**Supplied material:**
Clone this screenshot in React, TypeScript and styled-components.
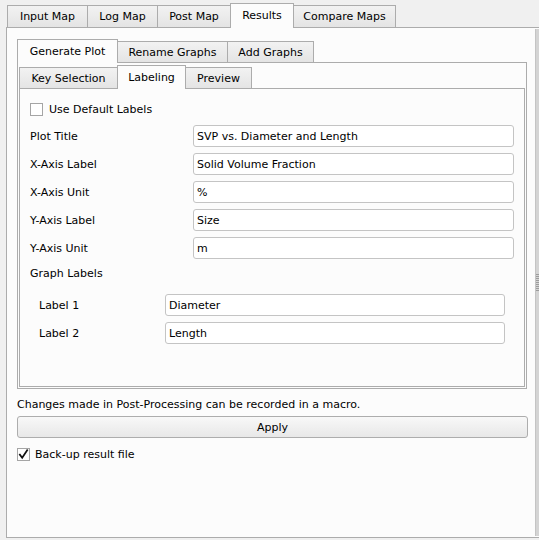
import React from "react";
import styled, { createGlobalStyle } from "styled-components";

const Global = createGlobalStyle`
  html, body { margin: 0; padding: 0; background: #f0f0f0; overflow: hidden; }
  body {
    font-family: "DejaVu Sans", Tahoma, sans-serif;
    font-size: 11px;
    color: #000;
  }
  #root { width: 539px; height: 540px; overflow: hidden; }
`;

const Page = styled.div`
  width: 539px;
  height: 540px;
  padding-top: 3px;
  box-sizing: border-box;
  overflow: hidden;
`;

const TabBar = styled.div<{ $indent: number }>`
  display: flex;
  align-items: flex-end;
  padding-left: ${(p) => p.$indent}px;
  position: relative;
  z-index: 1;
`;

const Tab = styled.div<{ $active?: boolean; $w: number; $h: number }>`
  box-sizing: border-box;
  position: relative;
  width: ${(p) => p.$w}px;
  height: ${(p) => (p.$active ? p.$h + 3 : p.$h)}px;
  margin-left: -1px;
  margin-bottom: ${(p) => (p.$active ? -1 : 0)}px;
  &:first-child { margin-left: 0; }
  border: 1px solid #acacac;
  border-bottom: none;
  background: ${(p) => (p.$active ? "#fcfcfc" : "linear-gradient(#f2f2f2, #e4e4e4)")};
  z-index: ${(p) => (p.$active ? 2 : 0)};
  display: flex;
  align-items: center;
  justify-content: center;
  padding-bottom: ${(p) => (p.$active ? 1 : 0)}px;
  white-space: nowrap;
`;

const MainPanel = styled.div`
  box-sizing: border-box;
  margin-left: 6px;
  width: 560px;
  height: 511px;
  border: 1px solid #acacac;
  background: #fcfcfc;
  display: flex;
`;

const MainContent = styled.div`
  box-sizing: border-box;
  width: 528px;
  flex: none;
  padding: 11px 8px 0 10px;
  display: flex;
  flex-direction: column;
`;

const ScrollStrip = styled.div`
  width: 17px;
  flex: none;
  margin: 1px 0;
  background: #d4d4d4;
  border-left: 1px solid #c4c4c4;
  display: flex;
  align-items: center;
`;

const Grip = styled.div`
  width: 100%;
  height: 17px;
  background: repeating-linear-gradient(#9c9c9c 0 1px, transparent 1px 2px);
`;

const Panel = styled.div<{ $h?: number; $pad: string }>`
  box-sizing: border-box;
  border: 1px solid #acacac;
  background: #fcfcfc;
  ${(p) => (p.$h ? `height: ${p.$h}px;` : "flex: 1;")}
  padding: ${(p) => p.$pad};
  display: flex;
  flex-direction: column;
`;

const Form = styled.div`
  display: grid;
  grid-template-columns: 163px 321px;
  grid-auto-rows: 22px;
  row-gap: 6px;
  align-items: center;
  margin-top: 9px;
`;

const SubForm = styled.div`
  display: grid;
  grid-template-columns: 126px 340px;
  grid-auto-rows: 22px;
  row-gap: 6px;
  align-items: center;
  padding-left: 9px;
  margin-top: 13px;
`;

const SectionLabel = styled.div`
  margin-top: 8px;
  height: 14px;
  line-height: 14px;
`;

const Label = styled.div`
  white-space: nowrap;
`;

const Field = styled.div`
  box-sizing: border-box;
  height: 22px;
  border: 1px solid #c4c4c4;
  border-radius: 3px;
  background: #ffffff;
  padding: 0 3px;
  display: flex;
  align-items: center;
  white-space: nowrap;
  overflow: hidden;
`;

const CheckRow = styled.div`
  display: flex;
  align-items: center;
  gap: 6px;
  height: 14px;
`;

const Box = styled.div`
  box-sizing: border-box;
  width: 13px;
  height: 13px;
  border: 1px solid #a5a5a5;
  background: #fff;
  display: flex;
  align-items: center;
  justify-content: center;
`;

const Note = styled.div`
  margin-top: 9px;
  height: 13px;
  line-height: 13px;
  white-space: nowrap;
`;

const Button = styled.div`
  box-sizing: border-box;
  margin-top: 5px;
  height: 22px;
  width: 511px;
  border: 1px solid #adadad;
  border-radius: 3px;
  background: linear-gradient(#f8f8f8, #e8e8e8);
  display: flex;
  align-items: center;
  justify-content: center;
`;

const BottomCheck = styled(CheckRow)`
  margin-top: 9px;
  gap: 5px;
`;

function Check({ checked }: { checked?: boolean }) {
  return (
    <Box>
      {checked && (
        <svg width="11" height="11" viewBox="0 0 11 11">
          <path d="M1.8 5.6 L4.2 8.8 L9.2 1.2" fill="none" stroke="#111" strokeWidth="1.7" strokeLinecap="square" />
        </svg>
      )}
    </Box>
  );
}

const mainTabs = [
  { t: "Input Map", w: 81 },
  { t: "Log Map", w: 71 },
  { t: "Post Map", w: 74 },
  { t: "Results", w: 64, a: true },
  { t: "Compare Maps", w: 103 },
];
const subTabs = [
  { t: "Generate Plot", w: 101, a: true },
  { t: "Rename Graphs", w: 111 },
  { t: "Add Graphs", w: 87 },
];
const thirdTabs = [
  { t: "Key Selection", w: 99 },
  { t: "Labeling", w: 69, a: true },
  { t: "Preview", w: 67 },
];

const fields = [
  ["Plot Title", "SVP vs. Diameter and Length"],
  ["X-Axis Label", "Solid Volume Fraction"],
  ["X-Axis Unit", "%"],
  ["Y-Axis Label", "Size"],
  ["Y-Axis Unit", "m"],
];

export default function App() {
  return (
    <Page>
      <Global />
      <TabBar $indent={7}>
        {mainTabs.map((x) => (
          <Tab key={x.t} $w={x.w} $h={22} $active={x.a}>{x.t}</Tab>
        ))}
      </TabBar>
      <MainPanel>
        <MainContent>
          <TabBar $indent={0}>
            {subTabs.map((x) => (
              <Tab key={x.t} $w={x.w} $h={21} $active={x.a}>{x.t}</Tab>
            ))}
          </TabBar>
          <Panel $h={327} $pad="2px 1px 1px 1px">
            <TabBar $indent={0}>
              {thirdTabs.map((x) => (
                <Tab key={x.t} $w={x.w} $h={21} $active={x.a}>{x.t}</Tab>
              ))}
            </TabBar>
            <Panel $pad="13px 11px 0 10px">
              <CheckRow>
                <Check />
                <span>Use Default Labels</span>
              </CheckRow>
              <Form>
                {fields.map(([l, v]) => (
                  <React.Fragment key={l}>
                    <Label>{l}</Label>
                    <Field>{v}</Field>
                  </React.Fragment>
                ))}
              </Form>
              <SectionLabel>Graph Labels</SectionLabel>
              <SubForm>
                <Label>Label 1</Label>
                <Field>Diameter</Field>
                <Label>Label 2</Label>
                <Field>Length</Field>
              </SubForm>
            </Panel>
          </Panel>
          <Note>Changes made in Post-Processing can be recorded in a macro.</Note>
          <Button>Apply</Button>
          <BottomCheck>
            <Check checked />
            <span>Back-up result file</span>
          </BottomCheck>
        </MainContent>
        <ScrollStrip>
          <Grip />
        </ScrollStrip>
      </MainPanel>
    </Page>
  );
}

**What you are asked to do:**
Extract the full listing exactly, with the pictures left out.

**Exercise output:**
Clone this screenshot in React, TypeScript and styled-components.
import React from "react";
import styled, { createGlobalStyle } from "styled-components";

const Global = createGlobalStyle`
  html, body { margin: 0; padding: 0; background: #f0f0f0; overflow: hidden; }
  body {
    font-family: "DejaVu Sans", Tahoma, sans-serif;
    font-size: 11px;
    color: #000;
  }
  #root { width: 539px; height: 540px; overflow: hidden; }
`;

const Page = styled.div`
  width: 539px;
  height: 540px;
  padding-top: 3px;
  box-sizing: border-box;
  overflow: hidden;
`;

const TabBar = styled.div<{ $indent: number }>`
  display: flex;
  align-items: flex-end;
  padding-left: ${(p) => p.$indent}px;
  position: relative;
  z-index: 1;
`;

const Tab = styled.div<{ $active?: boolean; $w: number; $h: number }>`
  box-sizing: border-box;
  position: relative;
  width: ${(p) => p.$w}px;
  height: ${(p) => (p.$active ? p.$h + 3 : p.$h)}px;
  margin-left: -1px;
  margin-bottom: ${(p) => (p.$active ? -1 : 0)}px;
  &:first-child { margin-left: 0; }
  border: 1px solid #acacac;
  border-bottom: none;
  background: ${(p) => (p.$active ? "#fcfcfc" : "linear-gradient(#f2f2f2, #e4e4e4)")};
  z-index: ${(p) => (p.$active ? 2 : 0)};
  display: flex;
  align-items: center;
  justify-content: center;
  padding-bottom: ${(p) => (p.$active ? 1 : 0)}px;
  white-space: nowrap;
`;

const MainPanel = styled.div`
  box-sizing: border-box;
  margin-left: 6px;
  width: 560px;
  height: 511px;
  border: 1px solid #acacac;
  background: #fcfcfc;
  display: flex;
`;

const MainContent = styled.div`
  box-sizing: border-box;
  width: 528px;
  flex: none;
  padding: 11px 8px 0 10px;
  display: flex;
  flex-direction: column;
`;

const ScrollStrip = styled.div`
  width: 17px;
  flex: none;
  margin: 1px 0;
  background: #d4d4d4;
  border-left: 1px solid #c4c4c4;
  display: flex;
  align-items: center;
`;

const Grip = styled.div`
  width: 100%;
  height: 17px;
  background: repeating-linear-gradient(#9c9c9c 0 1px, transparent 1px 2px);
`;

const Panel = styled.div<{ $h?: number; $pad: string }>`
  box-sizing: border-box;
  border: 1px solid #acacac;
  background: #fcfcfc;
  ${(p) => (p.$h ? `height: ${p.$h}px;` : "flex: 1;")}
  padding: ${(p) => p.$pad};
  display: flex;
  flex-direction: column;
`;

const Form = styled.div`
  display: grid;
  grid-template-columns: 163px 321px;
  grid-auto-rows: 22px;
  row-gap: 6px;
  align-items: center;
  margin-top: 9px;
`;

const SubForm = styled.div`
  display: grid;
  grid-template-columns: 126px 340px;
  grid-auto-rows: 22px;
  row-gap: 6px;
  align-items: center;
  padding-left: 9px;
  margin-top: 13px;
`;

const SectionLabel = styled.div`
  margin-top: 8px;
  height: 14px;
  line-height: 14px;
`;

const Label = styled.div`
  white-space: nowrap;
`;

const Field = styled.div`
  box-sizing: border-box;
  height: 22px;
  border: 1px solid #c4c4c4;
  border-radius: 3px;
  background: #ffffff;
  padding: 0 3px;
  display: flex;
  align-items: center;
  white-space: nowrap;
  overflow: hidden;
`;

const CheckRow = styled.div`
  display: flex;
  align-items: center;
  gap: 6px;
  height: 14px;
`;

const Box = styled.div`
  box-sizing: border-box;
  width: 13px;
  height: 13px;
  border: 1px solid #a5a5a5;
  background: #fff;
  display: flex;
  align-items: center;
  justify-content: center;
`;

const Note = styled.div`
  margin-top: 9px;
  height: 13px;
  line-height: 13px;
  white-space: nowrap;
`;

const Button = styled.div`
  box-sizing: border-box;
  margin-top: 5px;
  height: 22px;
  width: 511px;
  border: 1px solid #adadad;
  border-radius: 3px;
  background: linear-gradient(#f8f8f8, #e8e8e8);
  display: flex;
  align-items: center;
  justify-content: center;
`;

const BottomCheck = styled(CheckRow)`
  margin-top: 9px;
  gap: 5px;
`;

function Check({ checked }: { checked?: boolean }) {
  return (
    <Box>
      {checked && (
        <svg width="11" height="11" viewBox="0 0 11 11">
          <path d="M1.8 5.6 L4.2 8.8 L9.2 1.2" fill="none" stroke="#111" strokeWidth="1.7" strokeLinecap="square" />
        </svg>
      )}
    </Box>
  );
}

const mainTabs = [
  { t: "Input Map", w: 81 },
  { t: "Log Map", w: 71 },
  { t: "Post Map", w: 74 },
  { t: "Results", w: 64, a: true },
  { t: "Compare Maps", w: 103 },
];
const subTabs = [
  { t: "Generate Plot", w: 101, a: true },
  { t: "Rename Graphs", w: 111 },
  { t: "Add Graphs", w: 87 },
];
const thirdTabs = [
  { t: "Key Selection", w: 99 },
  { t: "Labeling", w: 69, a: true },
  { t: "Preview", w: 67 },
];

const fields = [
  ["Plot Title", "SVP vs. Diameter and Length"],
  ["X-Axis Label", "Solid Volume Fraction"],
  ["X-Axis Unit", "%"],
  ["Y-Axis Label", "Size"],
  ["Y-Axis Unit", "m"],
];

export default function App() {
  return (
    <Page>
      <Global />
      <TabBar $indent={7}>
        {mainTabs.map((x) => (
          <Tab key={x.t} $w={x.w} $h={22} $active={x.a}>{x.t}</Tab>
        ))}
      </TabBar>
      <MainPanel>
        <MainContent>
          <TabBar $indent={0}>
            {subTabs.map((x) => (
              <Tab key={x.t} $w={x.w} $h={21} $active={x.a}>{x.t}</Tab>
            ))}
          </TabBar>
          <Panel $h={327} $pad="2px 1px 1px 1px">
            <TabBar $indent={0}>
              {thirdTabs.map((x) => (
                <Tab key={x.t} $w={x.w} $h={21} $active={x.a}>{x.t}</Tab>
              ))}
            </TabBar>
            <Panel $pad="13px 11px 0 10px">
              <CheckRow>
                <Check />
                <span>Use Default Labels</span>
              </CheckRow>
              <Form>
                {fields.map(([l, v]) => (
                  <React.Fragment key={l}>
                    <Label>{l}</Label>
                    <Field>{v}</Field>
                  </React.Fragment>
                ))}
              </Form>
              <SectionLabel>Graph Labels</SectionLabel>
              <SubForm>
                <Label>Label 1</Label>
                <Field>Diameter</Field>
                <Label>Label 2</Label>
                <Field>Length</Field>
              </SubForm>
            </Panel>
          </Panel>
          <Note>Changes made in Post-Processing can be recorded in a macro.</Note>
          <Button>Apply</Button>
          <BottomCheck>
            <Check checked />
            <span>Back-up result file</span>
          </BottomCheck>
        </MainContent>
        <ScrollStrip>
          <Grip />
        </ScrollStrip>
      </MainPanel>
    </Page>
  );
}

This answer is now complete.